Her genre-blending debut The Prey of Gods landed on the scene in 2017 with the self-same subtlety of a Roman candle stuck up your nose. Artificial intelligence and African folklore, mind control and murder, demigods and dik-diks, The Prey of Gods had has everything. Her sophomore effort, Temper, an Afrofuturist romp through a world in which your social identity is defined by your balance of vice and virtue, continued in the same audacious vein, plus twice the world-building.
Now comes Escaping Exodus, Drayden’s third novel, as pleasantly and characteristically bonkers as ever. Eschewing her established skill at tossing science fiction and fantasy together in a blender, she leans full into her Octavia Butler fineries and drops us aboard a city-size starship carved in the innards of a drifting space beast.

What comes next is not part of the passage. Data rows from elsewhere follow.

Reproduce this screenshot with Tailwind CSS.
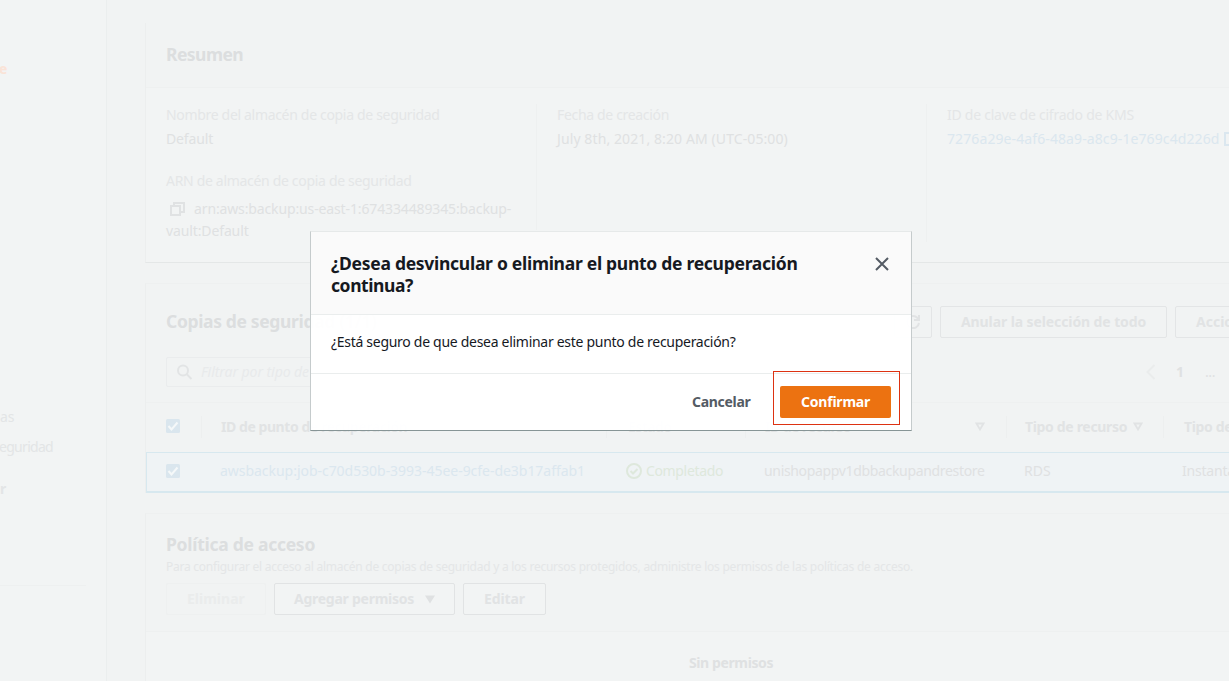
<!DOCTYPE html>
<html lang="es">
<head>
<meta charset="utf-8">
<title>AWS Backup</title>
<script src="https://cdn.jsdelivr.net/npm/@tailwindcss/browser@4"></script>
</head>
<body class="w-[1229px] h-[681px] overflow-hidden bg-[#f1f3f3] font-['Noto_Sans','Open_Sans',sans-serif] text-[14px] leading-[22px] text-[#dfe1e2]">
<div class="relative flex w-[1229px] h-[681px] overflow-hidden whitespace-nowrap">
  <aside class="w-[107px] shrink-0 border-r border-[#ebeeee] bg-[#f2f4f4] pt-[58px] flex flex-col text-[#e3e5e6]">
    <span class="-ml-px font-bold text-[#fae3d7]">e</span>
    <span class="mt-[326px]">as</span>
    <span class="mt-2 -ml-px tracking-[-0.7px]">eguridad</span>
    <span class="mt-[20px] font-bold">r</span>
    <hr class="mt-[85px] w-[86px] border-[#eef0f0]">
  </aside>
  <main class="w-[1200px] shrink-0 pl-[38px] pt-[23px] flex flex-col gap-5">
    <section class="h-[240px] shrink-0 border-l border-b border-l-[#eceeee] border-b-[#e4e7e7] bg-[#f2f4f4]">
      <header class="h-[65px] bg-[#f1f3f3] border-b border-[#eef0f0] pl-5 pt-5">
        <h2 class="text-[17.5px] font-bold text-[#dcdedf] tracking-[-0.55px]">Resumen</h2>
      </header>
      <div class="flex pt-4">
        <div class="w-[391px] h-[126px] pl-5 border-r border-[#eef0f0]">
          <div class="text-[#e4e6e7] tracking-[-0.32px]">Nombre del almacén de copia de seguridad</div>
          <div class="mt-0.5 tracking-[-0.15px]">Default</div>
          <div class="mt-5 text-[#e4e6e7] tracking-[-0.315px]">ARN de almacén de copia de seguridad</div>
          <div class="mt-1.5 flex items-center">
            <svg class="ml-1 mr-2 w-4 h-4" viewBox="0 0 16 16" fill="none" stroke="#e0e2e3" stroke-width="2"><path d="M1 5h9v9H1zM4 5V2h10v9h-4"/></svg>
            <span class="tracking-[-0.13px]">arn:aws:backup:us-east-1:674334489345:backup-</span>
          </div>
          <div class="tracking-[-0.12px]">vault:Default</div>
        </div>
        <div class="w-[390px] h-[138px] pl-5 border-r border-[#eef0f0]">
          <div class="text-[#e4e6e7] tracking-[-0.33px]">Fecha de creación</div>
          <div class="mt-0.5 tracking-[0.1px]">July 8th, 2021, 8:20 AM (UTC-05:00)</div>
        </div>
        <div class="pl-5">
          <div class="text-[#e4e6e7] tracking-[-0.25px]">ID de clave de cifrado de KMS</div>
          <div class="mt-0.5 flex items-center text-[#dbe7ef]"><span class="tracking-[0.1px]">7276a29e-4af6-48a9-a8c9-1e769c4d226d</span>
            <svg class="ml-1 w-4 h-4" viewBox="0 0 16 16" fill="none" stroke="#dbe7ef" stroke-width="2"><path d="M7 2H2v12h12V9M10 2h4v4M14 2 8 8"/></svg></div>
        </div>
      </div>
    </section>
    <section class="h-[210px] shrink-0 border-l border-t border-l-[#eceeee] border-t-[#eef0f0]">
      <div class="h-[119px] pl-5 pt-[22px] border-b border-[#eef0f0]">
        <div class="flex">
          <h2 class="w-[728px] pt-1 text-[17.5px] font-bold text-[#dcdedf] tracking-[-0.35px]">Copias de seguridad (1/1)</h2>
          <div class="flex gap-2 font-bold text-[#e1e3e4]">
            <div class="w-[38px] h-8 border border-[#e3e5e6] rounded-[2px] flex items-center justify-center">
              <svg class="w-4 h-4" viewBox="0 0 16 16" fill="none" stroke="#e1e3e4" stroke-width="2"><path d="M9 6h5V1M14 9a6 6 0 1 1-1.500-5L14 6"/></svg></div>
            <div class="w-[227px] h-8 border border-[#e3e5e6] rounded-[2px] pl-5 pt-1 tracking-[-0.1px]">Anular la selección de todo</div>
            <div class="w-[130px] h-8 border border-[#e3e5e6] rounded-[2px] pl-5 pt-1">Acciones</div>
          </div>
        </div>
        <div class="mt-[19px] flex">
          <div class="w-[980px] flex">
            <div class="w-[600px] h-[30px] border border-[#eaeced] rounded-[2px] flex pl-2.5 pt-[3px] italic text-[#e8eaeb] tracking-[-0.06px]">
              <svg class="w-4 h-4 mt-[3px] mr-2" viewBox="0 0 16 16" fill="none" stroke="#e2e4e5" stroke-width="2"><circle cx="6" cy="6.500" r="5"/><path d="m9.500 10 5 5"/></svg>
              <span>Filtrar por tipo de recurso</span>
            </div>
          </div>
          <div class="flex pt-1">
            <svg class="w-2.5 h-4 mt-[3px]" viewBox="0 0 10 16" fill="none" stroke="#eaecec" stroke-width="2"><path d="M8.500 1 1.500 8l7 7"/></svg>
            <span class="ml-5 w-[29px] font-bold text-[#dfe1e2]">1</span><span class="tracking-[-0.4px]">...</span>
          </div>
        </div>
      </div>
      <div class="grid grid-cols-[56px_405px_139px_261px_157px_200px] h-[49px] pt-[13px] font-bold text-[#e1e3e4]">
        <div class="pl-5 pt-[3px] h-[22px] border-r border-[#edefef]">
          <svg class="w-3.5 h-3.5" viewBox="0 0 14 14"><rect width="14" height="14" rx="1.500" fill="#dae6ee"/><path d="m2.500 7 3 3.500 6-7" fill="none" stroke="#f5f8f9" stroke-width="2"/></svg></div>
        <div class="pl-[19px] h-[22px] border-r border-[#edefef] tracking-[-0.44px]">ID de punto de recuperación</div>
        <div class="pl-[21px] h-[22px] border-r border-[#edefef] tracking-[-0.6px]">Estado</div>
        <div class="pl-[19px] pr-[21px] h-[22px] border-r border-[#edefef] flex justify-between items-center"><span class="tracking-[-0.53px]">ID de recurso</span>
          <svg class="w-2.5 h-2.5" viewBox="0 0 10 10" fill="none" stroke="#e1e3e4" stroke-width="1.800"><path d="M1.500 1.500h7L5 7.500z"/></svg></div>
        <div class="pl-[18px] h-[22px] border-r border-[#edefef] flex items-center"><span class="tracking-[-0.33px]">Tipo de recurso</span>
          <svg class="ml-1.5 w-2.5 h-2.5" viewBox="0 0 10 10" fill="none" stroke="#e1e3e4" stroke-width="1.800"><path d="M1.500 1.500h7L5 7.500z"/></svg></div>
        <div class="pl-5 tracking-[-0.33px]">Tipo de copia</div>
      </div>
      <div class="grid grid-cols-[55px_405px_139px_261px_157px_200px] h-[41px] pt-[7px] border border-[#d7e8ef] border-b-2 bg-[#eff3f5]">
        <div class="pl-[19px] pt-1">
          <svg class="w-3.5 h-3.5" viewBox="0 0 14 14"><rect width="14" height="14" rx="1.500" fill="#dae6ee"/><path d="m2.500 7 3 3.500 6-7" fill="none" stroke="#f5f8f9" stroke-width="2"/></svg></div>
        <div class="pl-[18px] text-[#dbe7ef] tracking-[-0.035px]">awsbackup:job-c70d530b-3993-45ee-9cfe-de3b17affab1</div>
        <div class="pl-[19px] h-[22px] flex items-center text-[#dee8dc]">
          <svg class="mr-1 w-4 h-4" viewBox="0 0 16 16" fill="none" stroke="#dee8dc" stroke-width="2"><circle cx="8" cy="8" r="7"/><path d="m4.500 8 2.500 2.500 4.500-4.500"/></svg>
          <span class="tracking-[-0.35px]">Completado</span></div>
        <div class="pl-[18px] tracking-[-0.335px]">unishopappv1dbbackupandrestore</div>
        <div class="pl-[17px]">RDS</div>
        <div class="pl-[18px] tracking-[-0.2px]">Instantánea</div>
      </div>
    </section>
    <section class="h-[200px] shrink-0 border-l border-t border-l-[#eceeee] border-t-[#eef0f0] bg-[#f2f4f4]">
      <header class="h-[118px] bg-[#f1f3f3] border-b border-[#eef0f0] pl-5 pt-[19px]">
        <h2 class="text-[17.5px] font-bold text-[#dcdedf] tracking-[-0.27px]">Política de acceso</h2>
        <p class="mt-1 text-[12px] leading-4 text-[#e4e6e7] tracking-[-0.249px]">Para configurar el acceso al almacén de copias de seguridad y a los recursos protegidos, administre los permisos de las políticas de acceso.</p>
        <div class="mt-2 flex gap-2 font-bold text-[#e1e3e4]">
          <div class="w-[100px] h-8 border border-[#eef0f0] rounded-[2px] pl-5 pt-1 text-[#eaecec]">Eliminar</div>
          <div class="w-[181px] h-8 border border-[#e1e3e4] rounded-[2px] pl-[19px] pt-1 bg-[#f2f4f4] flex"><span class="tracking-[-0.25px]">Agregar permisos</span>
            <svg class="ml-[11px] mt-[7px] w-2.5 h-2.5" viewBox="0 0 10 10" fill="#dfe1e2"><path d="M0 .5h10L5 8.500z"/></svg></div>
          <div class="w-[83px] h-8 border border-[#e1e3e4] rounded-[2px] pl-5 pt-1 bg-[#f2f4f4] tracking-[-0.1px]">Editar</div>
        </div>
      </header>
      <p class="pl-[543px] pt-5 font-bold text-[#dfe1e2] tracking-[-0.39px]">Sin permisos</p>
    </section>
  </main>

  <div role="dialog" class="absolute left-[310px] top-[231px] w-[602px] h-[200px] border border-x-[#c5cbcc] border-t-[#e6e9e9] border-b-[#879596] bg-white/97 text-[#16191f] flex flex-col">
    <header class="h-[83px] bg-[#fafafa] border-b border-[#eaeded] pl-5 pr-[22px] pt-5 flex justify-between">
      <h2 class="text-[17.5px] font-bold tracking-[-0.281px]">¿Desea desvincular o eliminar el punto de recuperación<br><span class="tracking-[-0.41px]">continua?</span></h2>
      <svg class="mt-[5px] w-3.5 h-3.5" viewBox="0 0 14 14" fill="none" stroke="#545b64" stroke-width="2"><path d="m1 1 12 12M13 1 1 13"/></svg>
    </header>
    <div class="h-[59px] border-b border-[#eaeded] pl-5 pt-4 tracking-[-0.29px]">¿Está seguro de que desea eliminar este punto de recuperación?</div>
    <footer class="relative flex-1 flex justify-end pt-3 pr-5 font-bold">
      <div class="w-[88px] pt-[5px] text-[#545b64] tracking-[-0.29px]">Cancelar</div>
      <div class="w-[111px] h-8 rounded-[2px] bg-[#ec7211] pl-[21px] pt-[5px] text-white tracking-[-0.22px]">Confirmar</div>
      <div class="absolute right-[11px] -top-[3px] w-[127px] h-[54px] border border-[#dd3212]"></div>
    </footer>
  </div>
</div>
</body>
</html>
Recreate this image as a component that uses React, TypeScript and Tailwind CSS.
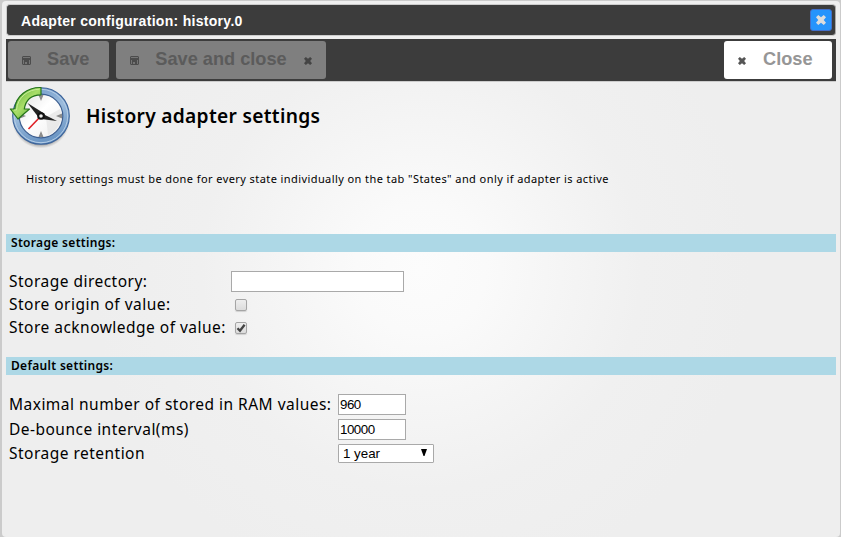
import React from "react";

const humanist = "font-['Noto_Sans',sans-serif]";
const arial = "font-['Liberation_Sans',Arial,sans-serif]";

function CrossIcon({ className, size = 8 }: { className: string; size?: number }) {
  return (
    <svg width={size} height={size} viewBox="0 0 7 7" className={className} fill="currentColor">
      <path d="M0 1.6 1.6 0 3.5 1.6 5.4 0 7 1.6 5.4 3.5 7 5.4 5.4 7 3.5 5.4 1.6 7 0 5.4 1.6 3.5z" />
    </svg>
  );
}

function DiskIcon({ className }: { className: string }) {
  return (
    <svg width="9" height="9" viewBox="0 0 9 9" className={className}>
      <path d="M1 0h7l1 1v7L8 9H1L0 8V1z" fill="#4c4c4c" />
      <path d="M1 1h7v1H1zM1 4h1v4H1zM7 4h1v4H7zM3 6h2v2H3z" fill="#757575" />
    </svg>
  );
}

function HistoryClock() {
  return (
    <svg width="64" height="64" viewBox="0 0 64 64" className="block shrink-0">
      <defs>
        <linearGradient id="rim" x1="0" y1="0" x2="0.3" y2="1">
          <stop offset="0" stopColor="#6f98c8" />
          <stop offset=".5" stopColor="#9bbbdc" />
          <stop offset="1" stopColor="#6d97c5" />
        </linearGradient>
        <linearGradient id="face" x1="0" y1="0" x2="1" y2="1">
          <stop offset="0" stopColor="#e2e2e2" />
          <stop offset=".45" stopColor="#fff" />
          <stop offset="1" stopColor="#ededed" />
        </linearGradient>
        <linearGradient id="leaf" x1="0" y1="0" x2="1" y2="1">
          <stop offset="0" stopColor="#4fa52d" />
          <stop offset=".5" stopColor="#a9de69" />
          <stop offset="1" stopColor="#409b22" />
        </linearGradient>
        <radialGradient id="shade">
          <stop offset=".85" stopColor="#777" stopOpacity=".7" />
          <stop offset="1" stopColor="#999" stopOpacity="0" />
        </radialGradient>
      </defs>
      <ellipse cx="33" cy="34.5" rx="29" ry="29" fill="url(#shade)" />
      <circle cx="33" cy="31" r="28.3" fill="url(#rim)" stroke="#3c649b" strokeWidth="1.1" />
      <circle cx="33" cy="31" r="26.7" fill="none" stroke="#b4cde6" strokeWidth="1" />
      <circle cx="33" cy="31" r="21.8" fill="url(#face)" stroke="#3d5f91" strokeWidth="1.2" />
      <path d="M38 32 52 24a21 21 0 0 1-12 26z" fill="#ddd" opacity=".5" />
      <g fill="#8b8b8b">
        <path d="M30.5 10h5L33 16zM30.5 52h5L33 46zM12 28.5v5l6-2.5zM54 28.5v5L48 31z" />
      </g>
      <path d="M33 31 20.5 44" stroke="#df2026" strokeWidth="1.6" />
      <path d="M19.5 18 37 29 34 34 29.5 31z" fill="#222" />
      <path d="M34 28.5 49 36 33 34z" fill="#222" />
      <circle cx="33" cy="31" r="2.8" fill="#eee" stroke="#111" strokeWidth="2" />
      <path d="M33 2.5v7.3C23 10 17.5 15.5 16.3 24h5.2L10 34 2.3 24h4.5C7.6 11 19.5 2.1 33 2.5z" fill="url(#leaf)" stroke="#26751a" strokeWidth="1.2" strokeLinejoin="round" />
      <path d="M31.5 4.2C20 4.5 9.5 12 8.5 25H6" fill="none" stroke="#c9ee99" strokeWidth="1" />
    </svg>
  );
}

function SectionHeader({ children, className }: { children: React.ReactNode; className: string }) {
  return (
    <h2 className={`flex h-[18px] items-center bg-[#add8e6] pl-[5px] text-[12px] leading-[18px] font-semibold tracking-[0.32px] ${humanist} ${className}`}>
      {children}
    </h2>
  );
}

function Check({ checked }: { checked?: boolean }) {
  return (
    <span className="mb-0.5 ml-1 flex size-3 shrink-0 items-center justify-center rounded-[2px] border border-[#a5a5a5] bg-linear-to-b from-[#eee] to-[#dcdcdc] shadow-[0_1px_1px_#d0d0d0]">
      {checked && (
        <svg width="10" height="10" viewBox="0 0 10 10">
          <path d="M1.5 5.2 4 7.8 8.6 1.8" fill="none" stroke="#444" strokeWidth="2.3" />
        </svg>
      )}
    </span>
  );
}

function Label({ children, className }: { children: React.ReactNode; className: string }) {
  return (
    <span className={`shrink-0 pl-[3px] text-[15.5px] tracking-[0.48px] whitespace-nowrap ${humanist} ${className}`}>
      {children}
    </span>
  );
}

export default function App() {
  return (
    <div className="h-[537px] w-[841px] overflow-hidden bg-[#cbcbcb] pt-px pr-px pl-0.5 text-black">
      <main className="h-[536px] w-[838px] rounded-[4px] bg-[#eee] bg-[radial-gradient(circle_at_50%_50%,#fcfcfc_0px,#fafafa_65px,#f5f5f5_140px,#f0f0f0_220px,#eee_330px)] px-1 pt-[3px]">
        <header className={`flex h-8 w-[830px] items-center justify-between rounded-[4px] border border-[#ccc] border-r-[#aaa] bg-[#3c3c3c] pr-[3px] pl-3.5 ${arial}`}>
          <h1 className="mt-0.5 text-[14px] font-bold tracking-[0.3px] text-white">Adapter configuration: history.0</h1>
          <button className="flex h-[22px] w-[22px] items-center justify-center rounded-[3px] border border-[#426ec9] bg-[#2694fc]">
            <CrossIcon size={10} className="text-[#ddd]" />
          </button>
        </header>

        <div className={`mt-[3px] flex h-[43px] w-[830px] border-b border-[#ccc] bg-[#3c3c3c] pt-0.5 pl-0.5 text-[18.2px] font-bold ${arial}`}>
          <button className="flex h-[38px] w-[101px] items-center rounded-[3px] bg-[#7f7f7f] pl-3.5 text-[#5b5b5b]">
            <DiskIcon className="mt-px" />
            <span className="ml-4">Save</span>
          </button>
          <button className="ml-[7px] flex h-[38px] w-[210px] items-center rounded-[3px] bg-[#7f7f7f] pl-3.5 text-[#5b5b5b]">
            <DiskIcon className="mt-px" />
            <span className="ml-[15px] w-[134px] whitespace-nowrap">Save and close</span>
            <CrossIcon className="mt-0.5 ml-4 text-[#444]" />
          </button>
          <button className="mr-1 ml-auto flex h-[38px] w-[108px] items-center rounded-[3px] bg-white pl-3.5 text-[#969696]">
            <CrossIcon className="mt-0.5 text-[#555]" />
            <span className="ml-[17px]">Close</span>
          </button>
        </div>

        <div className="mt-[3px] ml-0.5 flex h-16 items-start">
          <HistoryClock />
          <h2 className={`mt-[17px] ml-3.5 text-[19.2px] leading-7 font-semibold tracking-[0.3px] whitespace-nowrap ${humanist}`}>History adapter settings</h2>
        </div>
        <p className={`mt-[22px] ml-5 h-4 text-[11px] leading-4 tracking-[0.42px] whitespace-nowrap ${humanist}`}>
          History settings must be done for every state individually on the tab "States" and only if adapter is active
        </p>

        <SectionHeader className="mt-[47px] w-[830px]">Storage settings:</SectionHeader>
        <div className="mt-[18px]">
          <div className="flex h-6 items-center">
            <Label className="mb-px w-[225px]">Storage directory:</Label>
            <input className="h-[21px] w-[173px] -translate-y-px border border-[#a9a9a9] bg-white" />
          </div>
          <div className="flex h-[23px] items-center">
            <Label className="mb-px w-[225px]">Store origin of value:</Label>
            <Check />
          </div>
          <div className="flex h-[23px] items-center">
            <Label className="mb-px w-[225px]">Store acknowledge of value:</Label>
            <Check checked />
          </div>
        </div>

        <SectionHeader className="mt-[17px] w-[830px]">Default settings:</SectionHeader>
        <div className={`mt-[17px] text-[13.33px] ${arial}`}>
          <div className="flex h-[25px] items-center">
            <Label className="w-[332px]">Maximal number of stored in RAM values:</Label>
            <input defaultValue="960" className="h-[21px] w-[68px] border border-[#a9a9a9] bg-white px-px tracking-[-0.5px]" />
          </div>
          <div className="flex h-[25px] items-center">
            <Label className="w-[332px]">De-bounce interval(ms)</Label>
            <input defaultValue="10000" className="h-[21px] w-[68px] border border-[#a9a9a9] bg-white px-px tracking-[-0.5px]" />
          </div>
          <div className="flex h-[23px] items-center">
            <Label className="w-[332px]">Storage retention</Label>
            <button className="flex h-[19px] w-24 items-center justify-between rounded-[1px] border border-[#a9a9a9] bg-white pr-1.5 pl-1">
              <span>1 year</span>
              <svg width="6" height="7" viewBox="0 0 6 7" className="mb-0.5"><path d="M0 0h6L3.5 7h-1z" /></svg>
            </button>
          </div>
        </div>
      </main>
    </div>
  );
}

Seske and Adalla’s relationship is compelling and serves as the framework for all the plot to come (including a few wild tangents that complicate matters significantly), but it is this theme of environmental justice that is the novel’s central concern. As Seske learns to lead, she grapples with the devastating consequences of her people’s way of life to the beast that carries them. Adalla, on the other hand, becomes obsessed with the class inequality that fuels the system. These twin threads feel true enough to our own time, and thoroughly modern, while aligning with science fiction’s long history of climate-focused, socially conscious works.
Both threads are also entwined with one of Drayden’s recurring concerns: the construct of gender and the subversion of its norms. Gender fluidity and explorative sexuality are key components of The Prey of Gods. Here, Drayden likewise flips gender roles on their head by crafting a matriarchal society focused on containing the population: families are composed of multiple mothers and fathers but are limited to one child apiece, in a setup that feels reminiscent of Butler’s Xenogenesis series.
In opposition to contemporary daydreams of smashing the patriarchy, Drayden’s society is far from a utopia. It is cruel and rigid: gender norms haven’t vanished, they’ve reversed, with men treated as second-class citizens, considered disposable and deemed unfit for much more than housework and child-rearing. While the situation may sound cathartic to some readers, its reality is troublesome and counter-productive, an inequity sowing seeds of rebellion every bit as much as Adalla’s realizations galvanize the working class.
Life aboard this spacebeast is chaotic, the mess tolerated so long as it’s hidden beneath a certain set of creature comforts. The question before both Seske and Adalla is what to do when the mess finds it way to the light.
While that’s a pickle for the characters, it’s a playground for Drayden, whose specialty is narrative chaos. In a rather stuffed novel, her outsized sci-fi sensibilities enliven the worldbuilding while allowing her characters emotional room to grieve, to fight, and to love, believably and heart-achingly.
However you slice it, Escaping Exodus doesn’t follow the path you think it will, and neither does its author. And that’s the fun of it all.